▸ **DESCRIPTION OF THE TASK**:
Look through the lines below and extract any with the word "React".

▸ **DATA SEGMENT**:
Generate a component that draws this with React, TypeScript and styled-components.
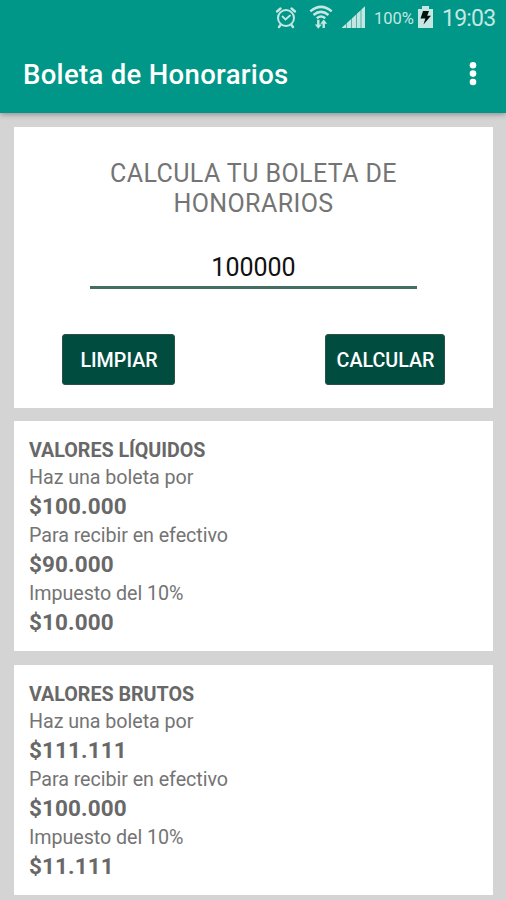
import React, { useState } from "react";
import styled, { createGlobalStyle } from "styled-components";

const GlobalStyle = createGlobalStyle`
  * { box-sizing: border-box; }
  body {
    margin: 0;
    background: #d4d4d4;
    font-family: Roboto, "Liberation Sans", sans-serif;
  }
`;

const Screen = styled.div`
  width: 506px;
  height: 900px;
  overflow: hidden;
  display: flex;
  flex-direction: column;
  background: #d4d4d4;
`;

const Header = styled.header`
  flex: none;
  height: 113px;
  background: #009688;
  box-shadow: 0 1px 6px rgba(0, 0, 0, 0.38);
`;

const StatusBar = styled.div`
  height: 35px;
  display: flex;
  align-items: center;
  justify-content: flex-end;
  padding-right: 10px;
  color: #c3e7e2;

  svg { display: block; flex: none; }
`;

const StatusIcons = styled.div`
  display: flex;
  align-items: center;
`;

const Spaced = styled.span<{ $left: number }>`
  margin-left: ${(p) => p.$left}px;
`;

const BatteryLevel = styled.span`
  width: 40px;
  margin: 2px 4px 0 8px;
  font-size: 16.5px;
  letter-spacing: 0;
  white-space: nowrap;
`;

const Clock = styled.span`
  width: 54px;
  margin-left: 9px;
  font-size: 23px;
  letter-spacing: -0.8px;
  line-height: 35px;
  padding-top: 1px;
`;

const AppBar = styled.div`
  height: 78px;
  display: flex;
  align-items: center;
  justify-content: space-between;
  padding: 0 29px 0 23px;
`;

const AppTitle = styled.h1`
  margin: 0;
  color: #fff;
  font-size: 27.5px;
  font-weight: 500;
  letter-spacing: 0.32px;
  white-space: nowrap;
`;

const MenuButton = styled.button`
  padding: 0;
  border: 0;
  background: none;
  color: #fff;
  svg { display: block; }
`;

const Content = styled.main`
  display: flex;
  flex-direction: column;
  gap: 14px;
  padding: 14px 13px 0 14px;
`;

const Card = styled.section`
  height: 230px;
  padding: 15px;
  background: #fff;
  color: #686868;
`;

const FormCard = styled(Card)`
  height: 281px;
  margin-bottom: -1px;
  padding: 32px 48px 22px 48px;
  display: flex;
  flex-direction: column;
`;

const FormTitle = styled.h2`
  margin: 0;
  color: #747474;
  font-size: 25px;
  font-weight: 400;
  letter-spacing: 0.42px;
  line-height: 30px;
  text-align: center;
`;

const AmountInput = styled.input`
  width: 327px;
  height: 46px;
  margin: 24px 0 0 28px;
  padding: 5px 0 0;
  border: 0;
  border-bottom: 3px solid #446d63;
  border-radius: 0;
  outline: 0;
  background: none;
  color: #111;
  font: 400 25px Roboto, sans-serif;
  text-align: center;
`;

const Actions = styled.div`
  display: flex;
  justify-content: space-between;
  margin-top: 45px;
`;

const ActionButton = styled.button<{ $width: number }>`
  width: ${(p) => p.$width}px;
  height: 51px;
  padding: 1px 0 0 1px;
  border: 1px solid #2d5145;
  border-radius: 3px;
  background: #004d40;
  color: #fff;
  font: 500 19.7px Roboto, sans-serif;
`;

const SectionTitle = styled.h2`
  margin: 0;
  font-size: 19.7px;
  font-weight: 700;
  letter-spacing: -0.03px;
  line-height: 28px;
  padding-top: 1px;
`;

const Values = styled.dl`
  margin: -1px 0 0;
`;

const Label = styled.dt`
  color: #747474;
  font-size: 19.7px;
  letter-spacing: -0.05px;
  line-height: 27px;
`;

const Amount = styled.dd`
  margin: 0;
  font-size: 22.5px;
  font-weight: 700;
  letter-spacing: 0.1px;
  line-height: 31.1px;
`;

const AlarmIcon = () => (
  <svg width="22" height="24" viewBox="0 0 22 24" fill="none" stroke="currentColor" strokeLinecap="round">
    <circle cx="11" cy="12" r="8" strokeWidth="2" />
    <path d="M2 5.5 5.5 2.5M20 5.5 16.5 2.5M5.5 19 4 21M16.5 19 18 21" strokeWidth="2.4" />
    <path d="m7.5 10.5 3 3 4.5-4" strokeWidth="1.8" />
  </svg>
);

const WifiIcon = () => (
  <svg width="24" height="26" viewBox="0 0 24 26" fill="none" stroke="currentColor">
    <path d="M1.3 6.4Q12-2.6 22.7 6.4M4.5 10Q12 3.7 19.5 10M7.8 13.2Q12 9.8 16.2 13.2" strokeWidth="2.5" />
    <path d="M9.3 14.8v7M14.7 23v-5" strokeWidth="2.4" />
    <path d="M5.8 19.6h7l-3.5 4.2zM11.2 18.7h7l-3.5-4.2z" fill="currentColor" stroke="none" />
  </svg>
);

const SignalIcon = () => (
  <svg width="25" height="25" viewBox="0 0 25 25" fill="currentColor">
    <path d="M1 22.5 5 19v4H1zM6 18l4-3.7V23H6zM11 13.5l4-3.8V23h-4zM16 8.8l3.5-3.3V23H16zM20.5 4.5l3.5-3.3V23h-3.5z" />
    <path d="M1 22.5 24 1.2V23H1z" opacity=".4" />
  </svg>
);

const BatteryIcon = () => (
  <svg width="15" height="23" viewBox="0 0 15 23">
    <path d="M4 0h7v3h4v19H0V3h4z" fill="currentColor" />
    <path d="M5 5h6l-1.8 4.8H13L5.5 18.6l1.8-6.2H2.5z" fill="#06110f" />
  </svg>
);

const MoreIcon = () => (
  <svg width="8" height="26" viewBox="0 0 8 26" fill="currentColor">
    <circle cx="4" cy="4.2" r="3.3" />
    <circle cx="4" cy="12.6" r="3.3" />
    <circle cx="4" cy="21" r="3.3" />
  </svg>
);

const sections = [
  {
    title: "VALORES LÍQUIDOS",
    rows: [
      ["Haz una boleta por", "$100.000"],
      ["Para recibir en efectivo", "$90.000"],
      ["Impuesto del 10%", "$10.000"],
    ],
  },
  {
    title: "VALORES BRUTOS",
    rows: [
      ["Haz una boleta por", "$111.111"],
      ["Para recibir en efectivo", "$100.000"],
      ["Impuesto del 10%", "$11.111"],
    ],
  },
];

export default function App() {
  const [amount, setAmount] = useState("100000");
  return (
    <Screen>
      <GlobalStyle />
      <Header>
        <StatusBar>
          <StatusIcons>
            <AlarmIcon />
            <Spaced $left={12}><WifiIcon /></Spaced>
            <Spaced $left={8}><SignalIcon /></Spaced>
          </StatusIcons>
          <BatteryLevel>100%</BatteryLevel>
          <BatteryIcon />
          <Clock>19:03</Clock>
        </StatusBar>
        <AppBar>
          <AppTitle>Boleta de Honorarios</AppTitle>
          <MenuButton aria-label="Más opciones"><MoreIcon /></MenuButton>
        </AppBar>
      </Header>
      <Content>
        <FormCard>
          <FormTitle>CALCULA TU BOLETA DE HONORARIOS</FormTitle>
          <AmountInput value={amount} onChange={(e) => setAmount(e.target.value)} />
          <Actions>
            <ActionButton $width={113} onClick={() => setAmount("")}>LIMPIAR</ActionButton>
            <ActionButton $width={120}>CALCULAR</ActionButton>
          </Actions>
        </FormCard>
        {sections.map((s) => (
          <Card key={s.title}>
            <SectionTitle>{s.title}</SectionTitle>
            <Values>
              {s.rows.map(([label, value]) => (
                <React.Fragment key={label}>
                  <Label>{label}</Label>
                  <Amount>{value}</Amount>
                </React.Fragment>
              ))}
            </Values>
          </Card>
        ))}
      </Content>
    </Screen>
  );
}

▸ **CORRECT OUTPUT**:
Generate a component that draws this with React, TypeScript and styled-components.
import React, { useState } from "react";
                <React.Fragment key={label}>
                </React.Fragment>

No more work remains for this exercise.